What You Need to Know
- The advisor went missing in September after allegedly scamming about 100 investors.
- His ex-wife says she had no idea of her husband's activities or that he was planning to divorce her and leave.
- The FBI has been hunting for Christopher W. Burns since he disappeared.
The ex-wife of an Atlanta-area advisor who has been hunted by the FBI since the fall for allegedly scamming about 100 investors as part of a Ponzi scheme involving illegal promissory notes is calling on him to give himself up.
In an interview with a WSB TV reporter in Georgia, Meredith Burns, the former wife of Christopher W. Burns, called on her husband to “turn yourself in,” saying “it’s time.” She also told the reporter she had “no idea who I was living with” and “had no clue” that he was planning to divorce her and leave.
In a statement provided to the reporter, Kristen Novay, an attorney at Garland, Samuel & Loeb representing the ex-wife, said: “It bears repeating that Meredith Burns played no part in the operations of the companies” her former husband was involved in, “which is why Meredith has been listed as a relief defendant and not an actual defendant in the SEC complaint” that was filed against her ex-husband in November.
Meredith Stone “continues to cooperate fully and consistently with all law enforcement authorities,” according to Novay.

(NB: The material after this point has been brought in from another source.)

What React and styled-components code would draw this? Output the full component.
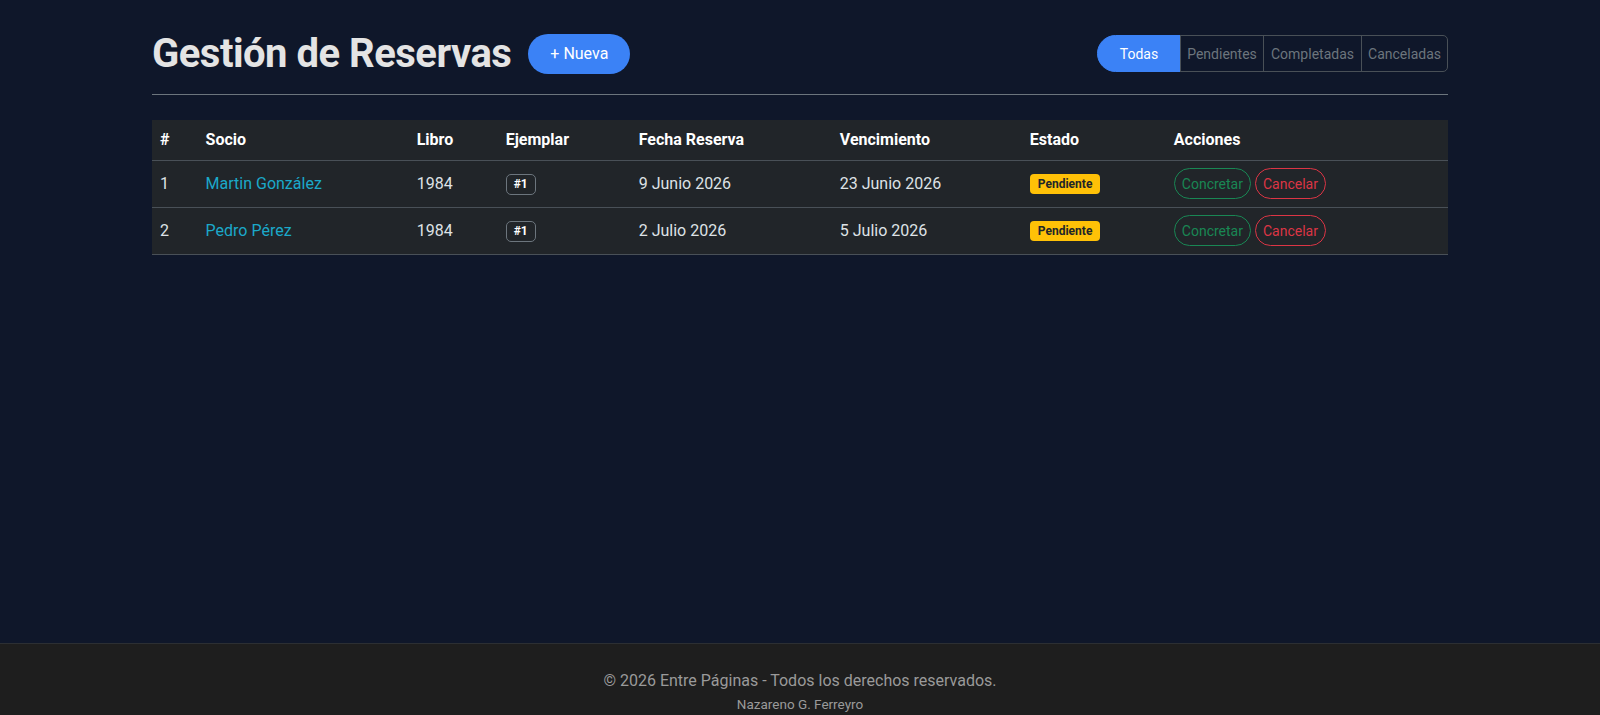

Fraud, Divorce, Disappearance
The SEC complaint alleged Christopher Burns increased his promissory note sales in recent months, then disappeared with investor proceeds in late September. One day before he disappeared, Burns entered a divorce agreement with his wife that transferred many of their joint assets to her and, on the day he disappeared, he transferred his interest in their home to her, the SEC alleged.
In addition to the SEC complaint, he was also named as a defendant in a class-action lawsuit filed Oct. 28 in U.S. District Court for the Northern District of Georgia in Atlanta.